MPEG-I/H.266/VVC has not reached the mainstream yet, but I doubt that the naming will get any less complicated. The pattern will probably continue. And the MPEG-5 standard was also introduced in 2020 (with EVC and LCEVC codecs), which may make things even more confusing, once that hits the mainstream.
So if you don’t know that H.264 and AVC are equivalent, or H.265 and HEVC for that matter, it’s very confusing when one party uses one name to refer to the codec, and another party uses the other. Once you figured that out, it all clicks.
A special kind of confusion I have found is that it seems that it is often implied that you require special codecs for 4k video. But even MPEG-1 supports a maximum resolution of 4095×4095, and a maximum bandwidth of 100 mbit. So it is technically possible to encode 4k (3840×2160) content even in MPEG-1, at decent quality. In theory anyway. In practice, MPEG-1 has been out of use for so long that you may run into practical problems. A tool like Handbrake does not include support for MPEG-1 at all. It will let you encode 4k content in MPEG-2 however, which ironically it can store in an MPEG-4 container file. VLC actually lets you encode to MPEG-1 in 3820×2160 at 60 fps. You may find that not all video players will actually be able to play back such files, but there it is.
The confusion is probably because newer codecs require less bandwidth for the same level of quality. And if you move from HD resolution to 4k, you have 4 times as many pixels per frame, so roughly 4 times as much data to encode, resulting in roughly 4 times the bandwidth requirement for the same quality. So in practice, streaming video in 4k will generally be done with one of the latest codecs, in order to get the best balance between bandwidth usage and quality, for an optimal experience. Likewise, Blu-ray discs only have limited storage (50 GB being the most common), and were originally developed for HD. In order to fit 4k content on there, better compression is required.
But if you encode your own 4k content, you can choose any of the MPEG codecs. Depending on the hardware you want to target, it may pay off to not choose the latest codec, but the one that is best accelerated by your hardware. On some hardware, AVC may run better than HEVC.
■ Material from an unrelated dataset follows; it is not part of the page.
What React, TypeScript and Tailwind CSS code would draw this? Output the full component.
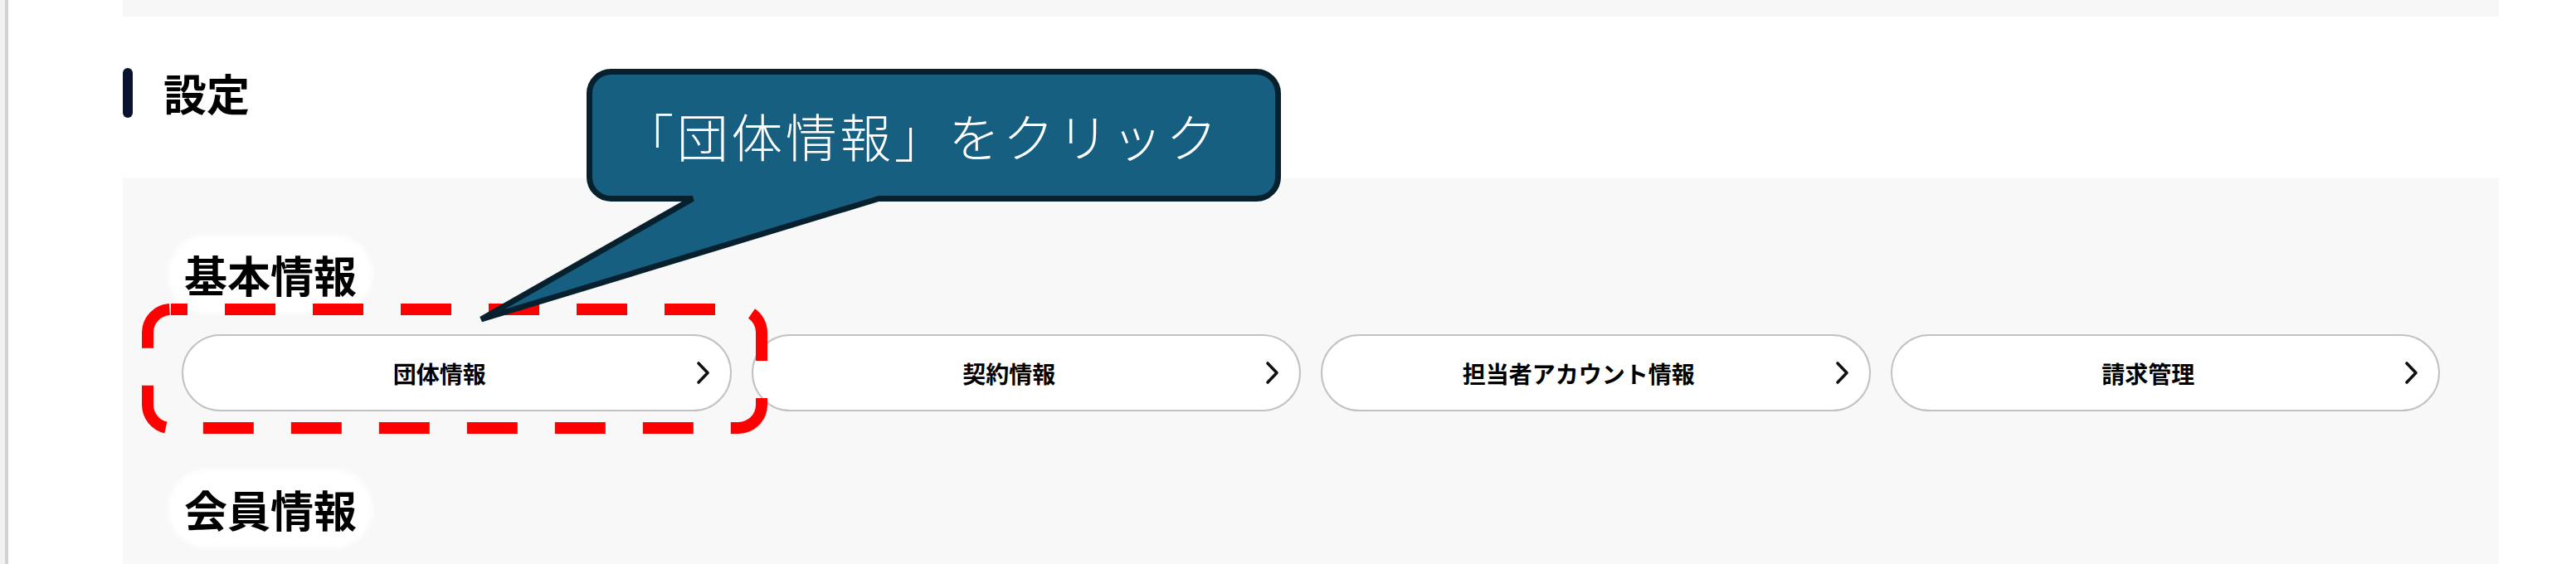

Speaking of codecs, I have only mentioned MPEG so far, because it is the most common family of codecs. But there are various alternatives which also support 4k with acceptable performance on the right hardware. While MPEG is a widely supported standard, and the technology is quite mature and refined, there is at least one non-technical reason why other codecs may sometimes be preferred: MPEG is not free. A license is required for using MPEG. The license fee is usually paid by the manufacturer of a device. But with for example desktop computers this is not always the case. The licensing model also makes MPEG incompatible with certain open source licenses.
One common alternative suitable for 4k video is Google’s VP9 codec, released in 2013. It is similar in capabilities to HEVC. It is open and royalty-free, and it is used by YouTube, among others. As such it is widely supported by browsers and devices.
Another alternative is the Alliance of Open Media‘s Video 1 (AV1), released in 2018. It is also royalty-free, and its license is compatible with open source. This Alliance includes many large industry players, such as Apple, ARM, Intel, Samsung, NVIDIA, Huawei, Microsoft, Google and Netflix. So widespread support is more or less guaranteed. AV1 is a fairly new codec, which is more advanced than HEVC, so it delivers more compression at the same quality. The downside is that because it’s relatively new, and the compression is very advanced, it requires a quite powerful, advanced, modern CPU and GPU to play it back properly. So it is not that well-suited for older and more low-end devices.
In practice, you will have to experiment a bit with encoding for different codecs, at different resolutions, framerates and bitrates, to see which one is supported best, and under which conditions. I suppose the most important advice you should take away here is that you shouldn’t necessarily use the latest-and-greatest codecs for 4k content. There’s nothing wrong with using AVC, if that gives the best results on your hardware.
One last thing I would like to discuss is decoding video inside a (3D) rendering context. That is, you want to use the decoded video as a texture in your own rendering pipeline. In my experience, most video decoding frameworks can decode video with acceleration effectively, if you pass them a window handle, so they can display inside your application directly, and remain in control. However, if you want to capture the video frames into a graphics texture, there often is no standardized way.
The bruteforce way is to just decode each video frame into system memory, and then copy it into the texture yourself. For 1080p video you can generally get away with this appoach. However, for 4k video, each frame is 4 times as large, so copying the data takes 4 times as long. On most systems, the performance impact of this is simply too big, and the video cannot be played in realtime without dropping frames.
For Windows, there is the DirectX Video Acceleration framework (DXVA), which should allow you to use GPU-acceleration with both DirectShow and MediaFoundation. So far I have only been able to get the frames in GPU-memory in MediaFoundation. I can get access to the underlying DirectX 11 buffer, and then copy its contents to my texture (which supports my desired shader views) via the GPU. It’s not perfect, but it is close enough. 4k at 60 fps is doable in practice. It seems to be an unusal use-case, so I have not seen a whole lot in the way of documentation and example code for the exact things I like to do.
With VLC, there should be an interface to access the underlying GPU buffers in the upcoming 4.0 release. I am eagerly awaiting that release, and I will surely give this a try. MediaFoundation gives excellent performance with my current code, but access to codecs is rather limited, and it also does not support network streams very well. If VLC offers a way to keep the frames on the GPU, and I can get 4k at 60 fps working that way, it will be the best of both worlds.